Robert Schumann called the string quartet a “by turns beautiful and even abstrusely woven conversation among four people.” To him, the genre was venerable and worthy of deep study; he knew and revered the quartets of Haydn and Mozart, and like his contemporary and close friend Mendelssohn, he was demonstrably influenced by Beethoven’s quartets when he wrote his own. In fact, when considered vis-à-vis his fanciful, wildly romantic output for solo piano, Schumann’s quartets appear as an astonishingly concise, contained and classical group; the “road map” through each movement is crystal-clear, sometimes severely so. On the other hand, the spirit and intent which invest every note of this music bear the unmistakable stamp of Schumann the Romantic, the yearner, the impulsive.
Schumann wrote his three quartets virtually simultaneously, in a couple of summer months in 1842. It was not the easiest time of his life; married only a short time to Clara, who was one of the most celebrated pianists of her generation, he was reconciling himself to being the moon to her sun, and often living at home without her. His letters and journal entries from this year repeatedly refer to gloomy moods, fatigue, and ill health. However, the quartets contain little indication of this state, being filled with decidedly more sunlight than shadow.
In the F major Quartet, which is the second of the group, we find a work whose raison d’etre is the quest for lightness. Each of the four movements is formally traditional — employing a sonata form, a variation form, a simple scherzo-trio form and another sonata form, respectively — but in each case we have the impression that Schumann seeks to give us the leanest, most unencumbered version of each. The first movement, a fleet, ardent Allegro, has only one real melody, which is borne along on thermal currents of eighth-notes; the absence of a second theme, structural ballast which we would normally expect in this type of movement, lightens the music’s progress. What is more, there are rising sequences everywhere, which only increase the sensation of defying gravity, of rising higher and higher.
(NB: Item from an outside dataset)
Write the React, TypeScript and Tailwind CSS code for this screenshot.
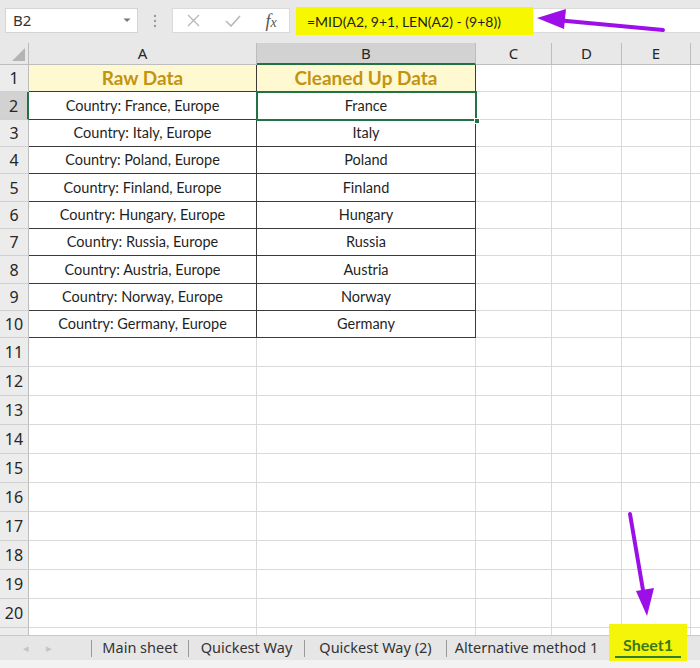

The second movement is darker and more intimate in its key and its coloring of the quartet’s sound. It recalls unmistakably the slow movement from Beethoven’s opus 127 Quartet, written less than twenty years earlier. In its key, its meter, its swaying rhythms, and its variation form, this movement represents a kind of homage to Beethoven’s masterpiece. However, the similarities appear superficial when one considers the intent and the scope of these two movements. Beethoven’s soul-excavating variations seem to be imparting a message too intimate and painful for words, and there are moments where one almost feels the earth move. Schumann’s movement, on the other hand, makes no such claim, preferring to illuminate the beauty of the everyday, to paint the ordinary in glowing hues so that it becomes extraordinary. The easy, lilting theme is viewed through many different rhythms and textures as we pass from variation to variation. At first the music merely acquires more and more life, employing ever more active rhythmic textures; then follows a very still and beautiful variation, where the melody is reduced to quiet undulations over an intoned pedal in the cello part. A more chipper, flirtatious variation follows, succeeded at last by a gentle coda.
The scherzo, an agile, arpeggiated movement, showcases one of Schumann’s favorite tricks, where he shifts the rhythm of the music back and forth between true and false downbeats. The result is a kind of fake-out game, with the listener kept perpetually on rhythmic tenterhooks — just as we get accustomed to the “false” location for the beat, we are tersely corrected by the true one. The trio, amiable and straightforward by comparison, is a conversation of trivialities, held between the cello and the upper instruments. The return of the quicksilver Scherzo ensues, and the movement closes with a coda, wherein the trio and the scherzo materials are merged against an unexpectedly darkening backdrop.
The finale opens with a gesture like a band striking up for a village dance. What follows is in fact a rather intricately textured movement, full of gaiety and wit. The main idea is a perpetual motion in the first violin, played against a simple rhythmic accompaniment. This idea soon gives way to other striking events: a syncopated, slimy rising figure that passes through all the instruments, and a more charming idea that gets explored thoroughly in the middle, developmental section of the movement. Especially notable is a section where the tempo suddenly speeds up, and the cello somewhat buffoonishly goes slipping and sliding up and down the banister. That section heralds the return of the opening music, and resurfaces later at the end of the movement; in this second sped-up section, the cello apparently inspires the other instruments to join more completely in the fun, and the movement comes to an exuberant close.